(Material provided)
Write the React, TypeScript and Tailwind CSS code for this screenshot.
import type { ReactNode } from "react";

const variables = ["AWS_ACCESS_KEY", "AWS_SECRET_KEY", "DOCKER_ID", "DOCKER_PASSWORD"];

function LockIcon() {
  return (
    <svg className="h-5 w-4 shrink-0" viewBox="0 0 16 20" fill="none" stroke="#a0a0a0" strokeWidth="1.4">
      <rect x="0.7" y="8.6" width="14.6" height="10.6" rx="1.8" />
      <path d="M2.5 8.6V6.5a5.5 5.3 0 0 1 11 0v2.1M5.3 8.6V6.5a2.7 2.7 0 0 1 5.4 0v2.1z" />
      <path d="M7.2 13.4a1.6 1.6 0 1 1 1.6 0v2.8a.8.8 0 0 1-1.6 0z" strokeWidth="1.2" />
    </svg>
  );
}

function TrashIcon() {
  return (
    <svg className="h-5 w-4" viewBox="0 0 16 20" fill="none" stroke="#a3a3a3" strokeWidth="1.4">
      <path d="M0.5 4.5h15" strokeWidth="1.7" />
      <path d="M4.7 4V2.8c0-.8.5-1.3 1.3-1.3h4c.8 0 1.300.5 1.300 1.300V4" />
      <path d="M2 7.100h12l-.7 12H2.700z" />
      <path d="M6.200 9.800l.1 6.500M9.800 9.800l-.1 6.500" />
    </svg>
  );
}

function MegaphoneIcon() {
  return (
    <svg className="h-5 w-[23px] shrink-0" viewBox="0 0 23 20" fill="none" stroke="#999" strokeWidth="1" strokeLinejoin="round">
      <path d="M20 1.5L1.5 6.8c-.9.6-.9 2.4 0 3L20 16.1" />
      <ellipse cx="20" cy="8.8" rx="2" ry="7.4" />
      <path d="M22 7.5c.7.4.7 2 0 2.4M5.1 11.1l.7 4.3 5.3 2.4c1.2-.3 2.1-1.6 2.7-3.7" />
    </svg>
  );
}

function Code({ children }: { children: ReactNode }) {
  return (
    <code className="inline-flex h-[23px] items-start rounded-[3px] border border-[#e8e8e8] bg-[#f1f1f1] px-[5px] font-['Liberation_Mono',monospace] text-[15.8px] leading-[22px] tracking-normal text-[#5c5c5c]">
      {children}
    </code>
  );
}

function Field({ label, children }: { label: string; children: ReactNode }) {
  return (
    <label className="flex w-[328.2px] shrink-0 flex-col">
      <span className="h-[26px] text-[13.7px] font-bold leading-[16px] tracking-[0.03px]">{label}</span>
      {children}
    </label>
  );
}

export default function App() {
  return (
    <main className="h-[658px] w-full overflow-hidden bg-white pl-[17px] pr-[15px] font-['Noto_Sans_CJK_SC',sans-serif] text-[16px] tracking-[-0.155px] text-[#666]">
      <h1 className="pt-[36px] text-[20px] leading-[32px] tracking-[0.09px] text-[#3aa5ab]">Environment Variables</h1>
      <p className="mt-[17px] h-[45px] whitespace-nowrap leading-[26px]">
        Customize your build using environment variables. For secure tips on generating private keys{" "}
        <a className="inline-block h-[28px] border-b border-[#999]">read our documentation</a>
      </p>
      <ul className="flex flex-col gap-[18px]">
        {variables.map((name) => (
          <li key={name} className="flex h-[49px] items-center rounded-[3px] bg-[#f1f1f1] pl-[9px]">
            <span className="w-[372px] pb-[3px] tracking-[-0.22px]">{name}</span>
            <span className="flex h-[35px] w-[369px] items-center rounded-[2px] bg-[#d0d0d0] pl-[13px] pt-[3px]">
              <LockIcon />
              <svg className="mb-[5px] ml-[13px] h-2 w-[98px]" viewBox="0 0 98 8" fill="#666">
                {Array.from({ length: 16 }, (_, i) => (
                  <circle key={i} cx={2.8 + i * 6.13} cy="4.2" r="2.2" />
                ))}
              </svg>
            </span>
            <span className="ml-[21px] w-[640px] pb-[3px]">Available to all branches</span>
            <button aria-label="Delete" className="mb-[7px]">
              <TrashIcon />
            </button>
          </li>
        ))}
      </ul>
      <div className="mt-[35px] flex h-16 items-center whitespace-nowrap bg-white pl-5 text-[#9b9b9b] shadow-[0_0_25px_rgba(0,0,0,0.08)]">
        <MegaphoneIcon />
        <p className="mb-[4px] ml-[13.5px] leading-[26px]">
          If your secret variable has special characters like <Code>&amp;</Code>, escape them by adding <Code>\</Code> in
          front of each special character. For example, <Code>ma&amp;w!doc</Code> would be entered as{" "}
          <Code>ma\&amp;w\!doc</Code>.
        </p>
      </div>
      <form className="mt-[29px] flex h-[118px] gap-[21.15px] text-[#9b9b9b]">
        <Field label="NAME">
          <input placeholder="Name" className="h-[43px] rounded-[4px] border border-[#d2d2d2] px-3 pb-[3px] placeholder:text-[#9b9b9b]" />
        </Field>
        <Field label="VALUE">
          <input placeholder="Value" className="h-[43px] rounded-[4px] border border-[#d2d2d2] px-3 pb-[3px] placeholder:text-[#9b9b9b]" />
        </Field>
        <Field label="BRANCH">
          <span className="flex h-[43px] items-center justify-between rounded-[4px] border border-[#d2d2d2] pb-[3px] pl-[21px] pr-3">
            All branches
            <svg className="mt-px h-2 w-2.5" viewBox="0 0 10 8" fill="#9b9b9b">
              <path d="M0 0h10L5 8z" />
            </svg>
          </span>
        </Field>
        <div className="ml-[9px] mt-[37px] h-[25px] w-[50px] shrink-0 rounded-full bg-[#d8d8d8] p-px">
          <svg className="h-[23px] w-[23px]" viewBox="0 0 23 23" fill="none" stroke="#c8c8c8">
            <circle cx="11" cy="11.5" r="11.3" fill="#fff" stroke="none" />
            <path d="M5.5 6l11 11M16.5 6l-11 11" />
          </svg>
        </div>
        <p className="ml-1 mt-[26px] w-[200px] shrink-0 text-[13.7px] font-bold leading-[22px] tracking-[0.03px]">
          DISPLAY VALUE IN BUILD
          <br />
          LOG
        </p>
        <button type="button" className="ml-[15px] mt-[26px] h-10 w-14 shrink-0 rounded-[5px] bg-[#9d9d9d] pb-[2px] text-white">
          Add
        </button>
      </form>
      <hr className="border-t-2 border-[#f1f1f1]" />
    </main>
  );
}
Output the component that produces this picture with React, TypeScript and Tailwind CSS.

(Task details)
Write every line of the material above again, exactly.

(Result)
Write the React, TypeScript and Tailwind CSS code for this screenshot.
import type { ReactNode } from "react";

const variables = ["AWS_ACCESS_KEY", "AWS_SECRET_KEY", "DOCKER_ID", "DOCKER_PASSWORD"];

function LockIcon() {
  return (
    <svg className="h-5 w-4 shrink-0" viewBox="0 0 16 20" fill="none" stroke="#a0a0a0" strokeWidth="1.4">
      <rect x="0.7" y="8.6" width="14.6" height="10.6" rx="1.8" />
      <path d="M2.5 8.6V6.5a5.5 5.3 0 0 1 11 0v2.1M5.3 8.6V6.5a2.7 2.7 0 0 1 5.4 0v2.1z" />
      <path d="M7.2 13.4a1.6 1.6 0 1 1 1.6 0v2.8a.8.8 0 0 1-1.6 0z" strokeWidth="1.2" />
    </svg>
  );
}

function TrashIcon() {
  return (
    <svg className="h-5 w-4" viewBox="0 0 16 20" fill="none" stroke="#a3a3a3" strokeWidth="1.4">
      <path d="M0.5 4.5h15" strokeWidth="1.7" />
      <path d="M4.7 4V2.8c0-.8.5-1.3 1.3-1.3h4c.8 0 1.300.5 1.300 1.300V4" />
      <path d="M2 7.100h12l-.7 12H2.700z" />
      <path d="M6.200 9.800l.1 6.500M9.800 9.800l-.1 6.500" />
    </svg>
  );
}

function MegaphoneIcon() {
  return (
    <svg className="h-5 w-[23px] shrink-0" viewBox="0 0 23 20" fill="none" stroke="#999" strokeWidth="1" strokeLinejoin="round">
      <path d="M20 1.5L1.5 6.8c-.9.6-.9 2.4 0 3L20 16.1" />
      <ellipse cx="20" cy="8.8" rx="2" ry="7.4" />
      <path d="M22 7.5c.7.4.7 2 0 2.4M5.1 11.1l.7 4.3 5.3 2.4c1.2-.3 2.1-1.6 2.7-3.7" />
    </svg>
  );
}

function Code({ children }: { children: ReactNode }) {
  return (
    <code className="inline-flex h-[23px] items-start rounded-[3px] border border-[#e8e8e8] bg-[#f1f1f1] px-[5px] font-['Liberation_Mono',monospace] text-[15.8px] leading-[22px] tracking-normal text-[#5c5c5c]">
      {children}
    </code>
  );
}

function Field({ label, children }: { label: string; children: ReactNode }) {
  return (
    <label className="flex w-[328.2px] shrink-0 flex-col">
      <span className="h-[26px] text-[13.7px] font-bold leading-[16px] tracking-[0.03px]">{label}</span>
      {children}
    </label>
  );
}

export default function App() {
  return (
    <main className="h-[658px] w-full overflow-hidden bg-white pl-[17px] pr-[15px] font-['Noto_Sans_CJK_SC',sans-serif] text-[16px] tracking-[-0.155px] text-[#666]">
      <h1 className="pt-[36px] text-[20px] leading-[32px] tracking-[0.09px] text-[#3aa5ab]">Environment Variables</h1>
      <p className="mt-[17px] h-[45px] whitespace-nowrap leading-[26px]">
        Customize your build using environment variables. For secure tips on generating private keys{" "}
        <a className="inline-block h-[28px] border-b border-[#999]">read our documentation</a>
      </p>
      <ul className="flex flex-col gap-[18px]">
        {variables.map((name) => (
          <li key={name} className="flex h-[49px] items-center rounded-[3px] bg-[#f1f1f1] pl-[9px]">
            <span className="w-[372px] pb-[3px] tracking-[-0.22px]">{name}</span>
            <span className="flex h-[35px] w-[369px] items-center rounded-[2px] bg-[#d0d0d0] pl-[13px] pt-[3px]">
              <LockIcon />
              <svg className="mb-[5px] ml-[13px] h-2 w-[98px]" viewBox="0 0 98 8" fill="#666">
                {Array.from({ length: 16 }, (_, i) => (
                  <circle key={i} cx={2.8 + i * 6.13} cy="4.2" r="2.2" />
                ))}
              </svg>
            </span>
            <span className="ml-[21px] w-[640px] pb-[3px]">Available to all branches</span>
            <button aria-label="Delete" className="mb-[7px]">
              <TrashIcon />
            </button>
          </li>
        ))}
      </ul>
      <div className="mt-[35px] flex h-16 items-center whitespace-nowrap bg-white pl-5 text-[#9b9b9b] shadow-[0_0_25px_rgba(0,0,0,0.08)]">
        <MegaphoneIcon />
        <p className="mb-[4px] ml-[13.5px] leading-[26px]">
          If your secret variable has special characters like <Code>&amp;</Code>, escape them by adding <Code>\</Code> in
          front of each special character. For example, <Code>ma&amp;w!doc</Code> would be entered as{" "}
          <Code>ma\&amp;w\!doc</Code>.
        </p>
      </div>
      <form className="mt-[29px] flex h-[118px] gap-[21.15px] text-[#9b9b9b]">
        <Field label="NAME">
          <input placeholder="Name" className="h-[43px] rounded-[4px] border border-[#d2d2d2] px-3 pb-[3px] placeholder:text-[#9b9b9b]" />
        </Field>
        <Field label="VALUE">
          <input placeholder="Value" className="h-[43px] rounded-[4px] border border-[#d2d2d2] px-3 pb-[3px] placeholder:text-[#9b9b9b]" />
        </Field>
        <Field label="BRANCH">
          <span className="flex h-[43px] items-center justify-between rounded-[4px] border border-[#d2d2d2] pb-[3px] pl-[21px] pr-3">
            All branches
            <svg className="mt-px h-2 w-2.5" viewBox="0 0 10 8" fill="#9b9b9b">
              <path d="M0 0h10L5 8z" />
            </svg>
          </span>
        </Field>
        <div className="ml-[9px] mt-[37px] h-[25px] w-[50px] shrink-0 rounded-full bg-[#d8d8d8] p-px">
          <svg className="h-[23px] w-[23px]" viewBox="0 0 23 23" fill="none" stroke="#c8c8c8">
            <circle cx="11" cy="11.5" r="11.3" fill="#fff" stroke="none" />
            <path d="M5.5 6l11 11M16.5 6l-11 11" />
          </svg>
        </div>
        <p className="ml-1 mt-[26px] w-[200px] shrink-0 text-[13.7px] font-bold leading-[22px] tracking-[0.03px]">
          DISPLAY VALUE IN BUILD
          <br />
          LOG
        </p>
        <button type="button" className="ml-[15px] mt-[26px] h-10 w-14 shrink-0 rounded-[5px] bg-[#9d9d9d] pb-[2px] text-white">
          Add
        </button>
      </form>
      <hr className="border-t-2 border-[#f1f1f1]" />
    </main>
  );
}
Output the component that produces this picture with React, TypeScript and Tailwind CSS.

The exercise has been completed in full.